Product Description
COMING MARCH 14, 2025, RESERVE YOUR COPY TODAY!
ZZ Ward
Liberation
Sun Records / Dirty Shine Records
ZZ Ward has been on the national scene a dozen years but started singing 30 years ago, beginning at age eight. Recently, she’s received chart success and critical acclaim. But despite chops equal to her contemporary blues belters and soul crooners, Ward still flies just under the beam of nationwide popularity. This recording could change that.
This is my second review in a row where “motherhood” has played a predominant role in the song writing. Just as Ollee Owens took a lengthy hiatus to raise three daughters – see Nowhere To Hide [BMM Winter 2025] – so has Ward stepped back to embrace and write about being a mother to her two kids, the oldest now approaching five.
Lyrics here, seven songs written or co-written by Ward, speak to the responsibility of motherhood and the fragility it creates, particularly with one’s partner and one’s independence. The approach here is full-on, rocking blues, nearly every track an up-tempo eruption of soaring vocals and swelling guitar. It’s just over 41 minutes, but 14 cuts and excellent sequencing make it seem longer. Ryan Spraker produces, co-writes six tunes, and plays guitar and multiple other instruments on every cut. The band is exceptionally tight and talented.
Ward balances her originals with seven wonderfully fresh renditions of timeless R&B, including Son House’s “Grinnin’ In Your Face,” Robert Johnson’s “Dust My Broom,” and Lowell Fulson’s lowdown “Sinner’s Prayer.” She’s equally adept at delivering the jumping Wilson Pickett hit “Something You Got,” the ripping “Cadillac Man” (Larry Davis), and the Arthur Crudup rockabilly thumper “My Baby Left Me.” Good as those are, I was knocked out by Ward’s poignant cover of the soul-dripping “I Have No One” by James Crawford.

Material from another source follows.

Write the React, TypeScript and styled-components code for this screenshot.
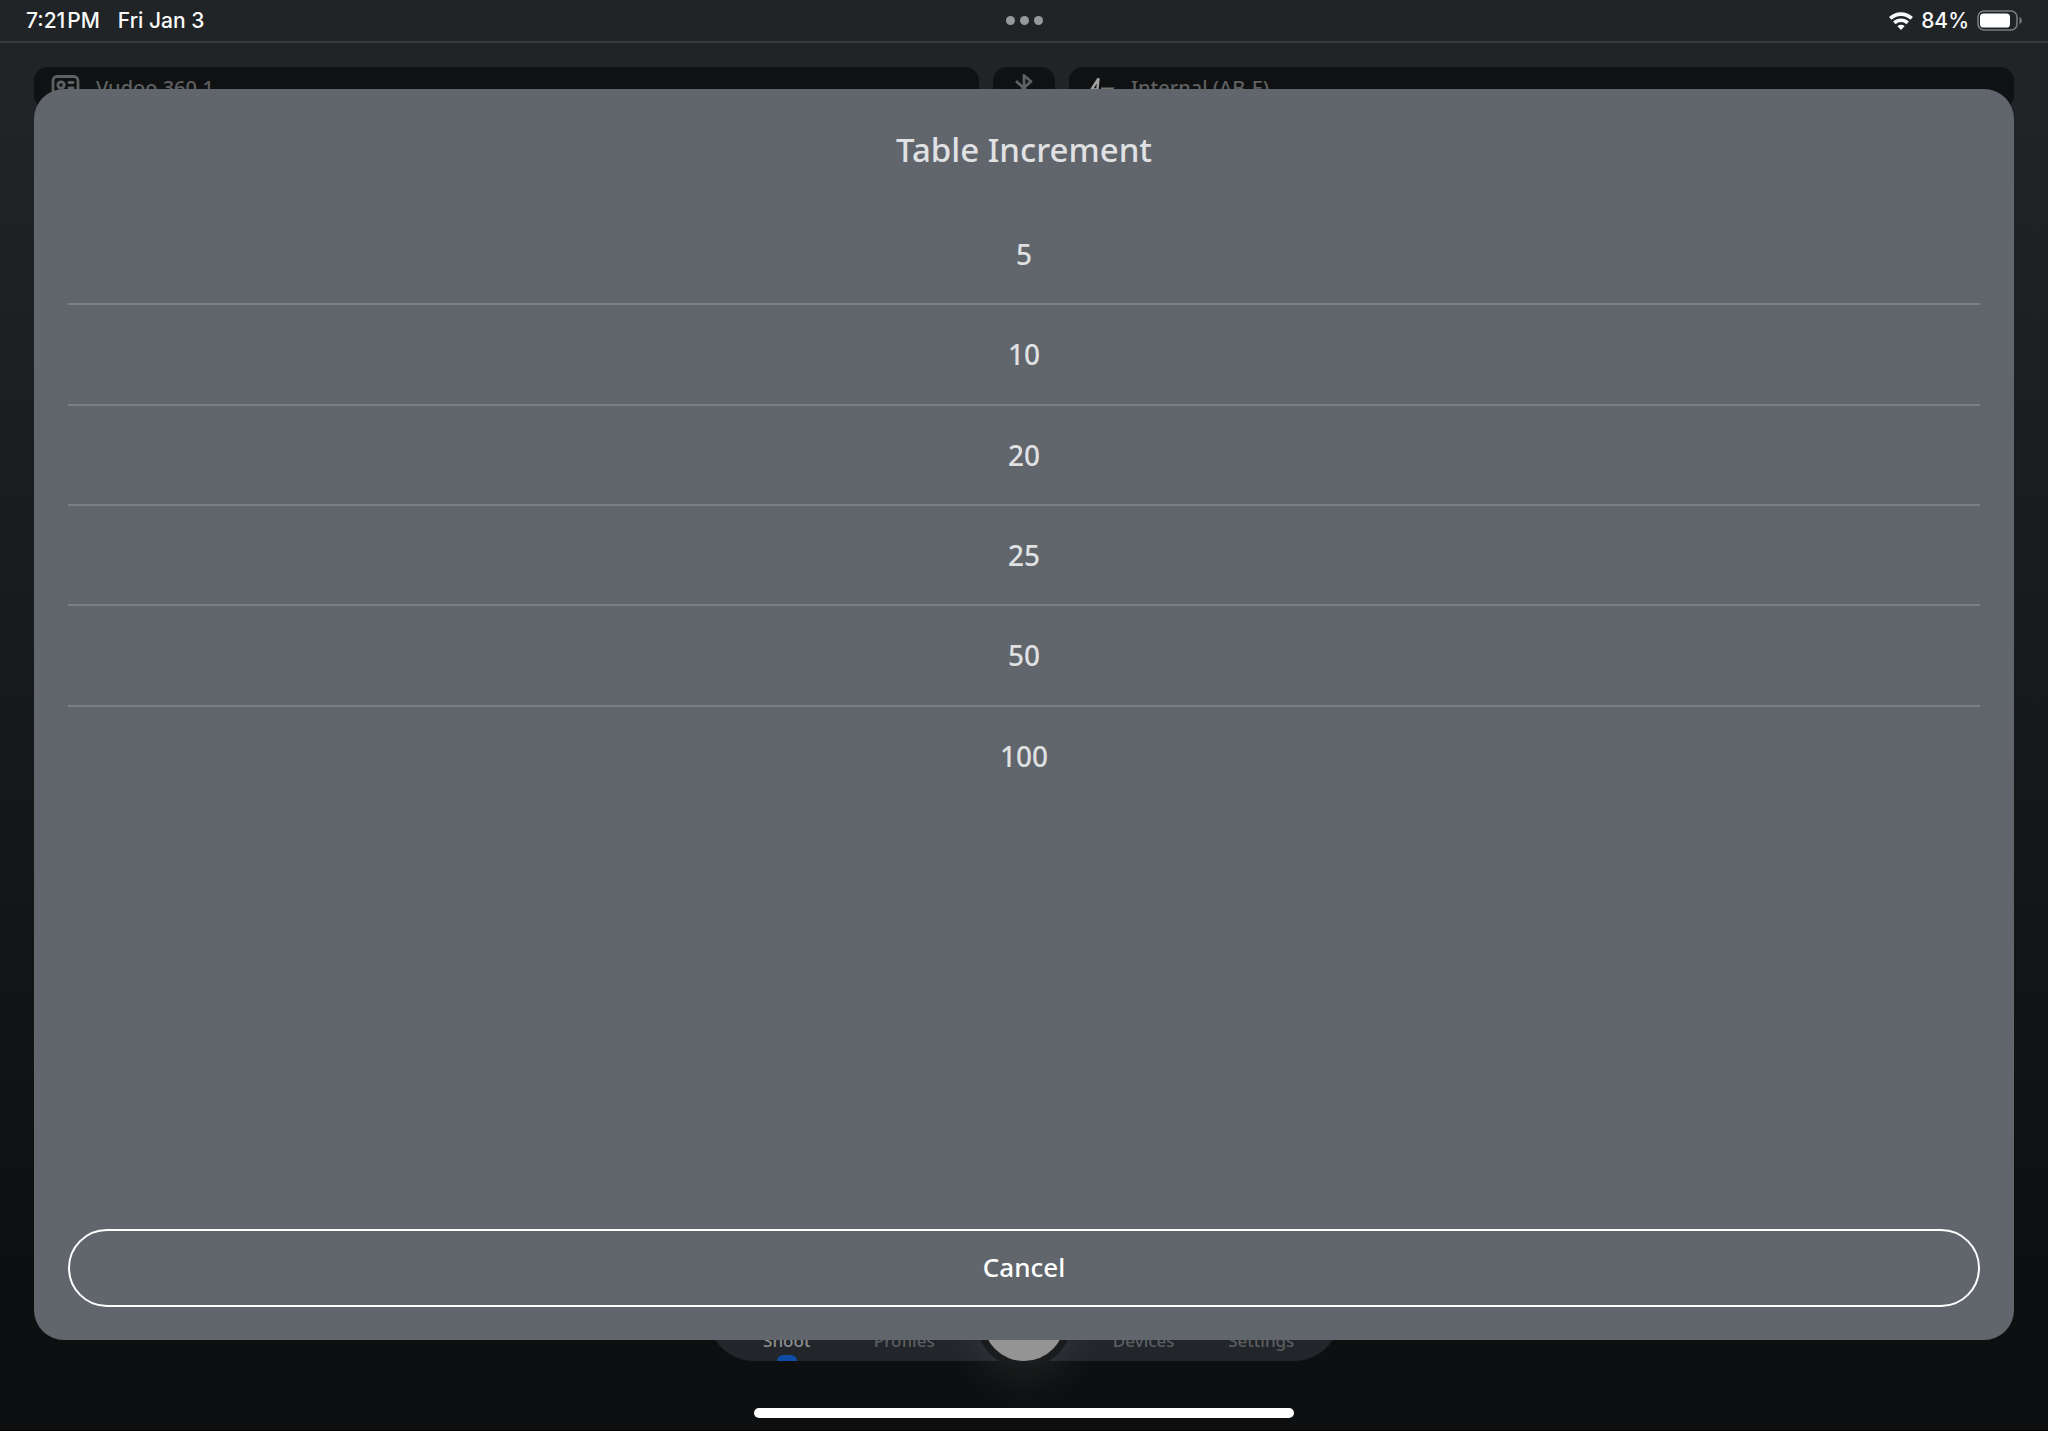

Ward’s only full writing credit, “Love Alive,” is a thunder-clapping aspiration about keeping a relationship together (supposedly while juggling parenting duties). It’s a good song that puts a tougher edge on an old theme. Ward sings: “I pray that we don’t ever change, I hope our hearts still burn the same, I wonder if we fight for us, Can we survive?”
“Mother” is a powerful, vocal-intense ballad about maternity being a 24-hour job, with no time for one’s selfish needs. “Liberation” is a wall-of-sound, Ronettes-style rave-up about seeking, not necessarily reaching that goal.